Performance specifications for centrifugal pumps
Centrifugal pump selection is defined by a few key specifications,
including flow rate, head, power, and efficiency.
Flow rate
describes the rate at which the pump can move fluid through the
system, typically expressed in gallons per minute (gpm). The rated
capacity of a pump must be matched to the flow rate required by
the application or system. Pressure is a measure of the force per
unit area of resistance the pump can handle or overcome, expressed
in bar or psi (pounds per square inch). As in all centrifugal
pumps, the pressure in axial flow pumps varies based on the pumped
fluid's specific gravity. For this reason, head is more commonly
used to define pump energy in this way.
Head is the height
above the suction inlet that a pump can lift a fluid. It is a
shortcut measurement of system resistance (pressure) which is
independent of the fluid's specific gravity, expressed as a column
height of water given in feet (ft) or meters (m).Net positive
suction head (NPSH) is the difference between the pump's inlet
stagnation pressure head and the vapor pressure head.
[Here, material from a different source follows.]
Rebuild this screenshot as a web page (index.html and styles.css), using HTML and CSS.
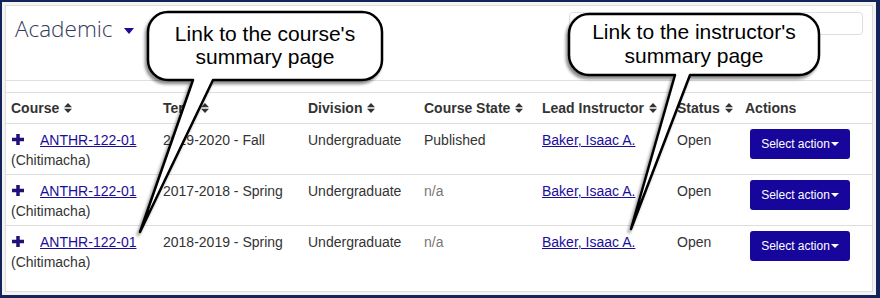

The required
NPSH is an important parameter in preventing pump cavitation.
Output
power, also called water horsepower, is the power actually
delivered to the fluid by the pump, measured in horsepower (hp).
Input power, also called brake horsepower, is the power that must
be supplied to the pump, measured in horsepower (hp).Efficiency is
the ratio between the input power and output power. It accounts
for energy losses in the pump (friction and slip) to describes how
much of the input power does useful work.